Problems with housing policy (I’m not sure this would play well in California at all). New York Magazine, “Mayor Bloomberg Sees Lack of Affordable Housing As a ‘Good Sign‘”, 2013:
Mayor Bloomberg has never been known for his tact, but he’s really letting his out-of-touch rich guy flag fly now that his twelve-year reign is almost at its end. Back in September, he repeatedly expressed his desire to “get every billionaire around the world to move” to New York, which he believes would be “a godsend” for the city. Yesterday, on his weekly radio show, Bloomberg addressed the topic of affordable housing for New Yorkers of more modest means. “Somebody said that there’s not enough housing. That’s a good sign,” he explained. “As fast as we build, more people want to live here. Doesn’t mean it isn’t a problem. But there are no vacancies. And that will bring in investment for people to build at all income levels different kinds of housing.”
Well, it turns out that a Manhattan full of vacant pied-a-terres owned by foreign money wasn’t all that great an idea, if you go by the vacant windows on every block and the infestation of chains driving out local businesses.
Problems with Occupy (meaning Sanders voters will be even harder to move) From New York Magazine, “Bloomberg’s One Percent Solution,” 2011:
[C]laiming that the [Zucottti Park] encampment had become a menace to public health and safety, Bloomberg sent in the troops. It was a tactical triumph, and a vast improvement on the recent violence in Oakland and Seattle—not to mention on Tompkins Square Park in 1874, when police on horseback bludgeoned protesters. But launching a sneak attack, and keeping it out of sight of reporters to “protect” them, forfeited the high road Bloomberg had tried to walk and stoked the battles between cops and OWS that erupted two days later.

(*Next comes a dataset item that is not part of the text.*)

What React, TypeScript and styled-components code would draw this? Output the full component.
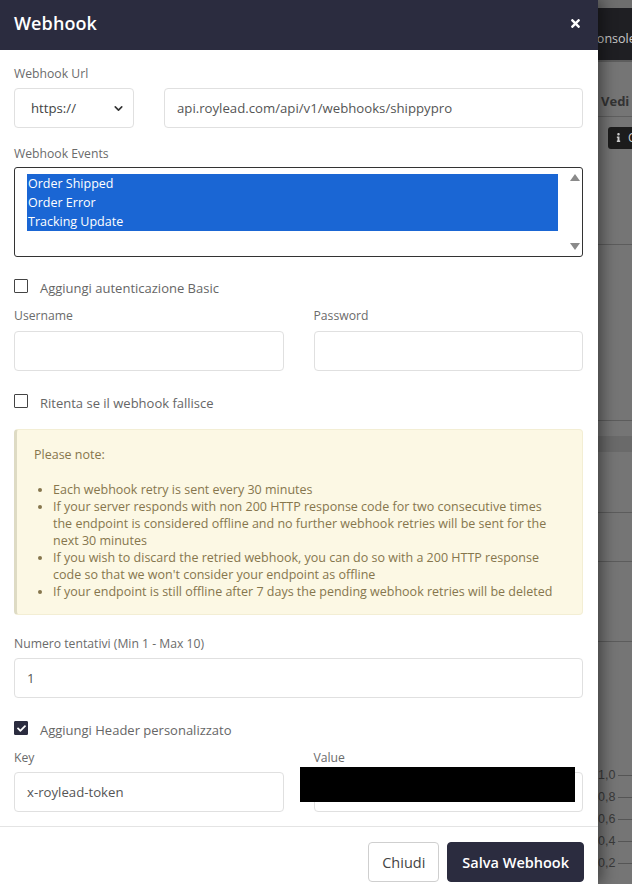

(We might remember that Winifred Wong, one of the group that stoked the 2016 insurgency by first asking Warren, then Sanders, to run, came out of Occupy.)
Can Bloomberg Buy the Votes He Needs?
Finally, can Bloomberg buy the votes he needs? He certainly did when running for his final term as Mayor in 2009:
The advertising was relentless, as was Bloomberg’s spending in that contest (at $102 million of his personal fortune, it translated to $183 a vote – keeping in line with the $74 million Bloomberg spent in 2001 and $85 million in 2005).
The point is: after weeks of no escape from the ad onslaught, I was primed to fly to Gotham and vote for Bloomberg if it meant getting him off the air and letting me listen to baseball as it’s meant – an escape from politics. New Yorkers maybe felt similarly beaten into submission, with that media war of attrition giving the mayor an unimpressive five-point win, far less than what polls had predicted.
So money ball worked for Bloomberg in 2009, but not as well as he’d hoped. Will it work in 2019? Perhaps not. Money ball didn’t work for billionaire Bezos in Seattle. From Reuters, “Amazon’s $1.5 million political gambit backfires in Seattle City Council election“:
Seattle voters, in a rebuke to heavy corporate campaign spending by Amazon.com, have kept progressives firmly in control of their city council, reviving chances for a tax on big businesses that the tech giant helped fend off last year…. Corporate reaction to the election outcome was muted.
Of course, maybe Bezos should have spend $15 million, which would be easy for him to do. My guess is that vote-buying is going to play very, very badly indeed. Bloomberg should read them room, although he’s probably prevented from doing so by sycophants.
So is Mike gonna spend a squillion dollars on fancy consultants and lose? Could be. I can’t even figure out why he’s running now, when he had already decided in March that was a bad idea. I mean, a billion dollar air war that would be seen to work in November also would have worked in March, right? The only explanation I can think of is that some of his billionaire buddies called him up and asked him to take one for the team (or, as Sanders and AOC put it, “class solidarity”). An alternative would be a “plan B” to fund campaign operations, but would Mike really back out after putting himself on the ballot in Alabama? Does Mike really want to be remembered as the guy who got all of 42 votes in Alabama, and in no other state? I don’t think so. And I don’t think his buddies would be happy if he did that. So I think Mike is in. One thing is certain: A lot of Democratic strategists are gonna be able to send their kids to very good schools.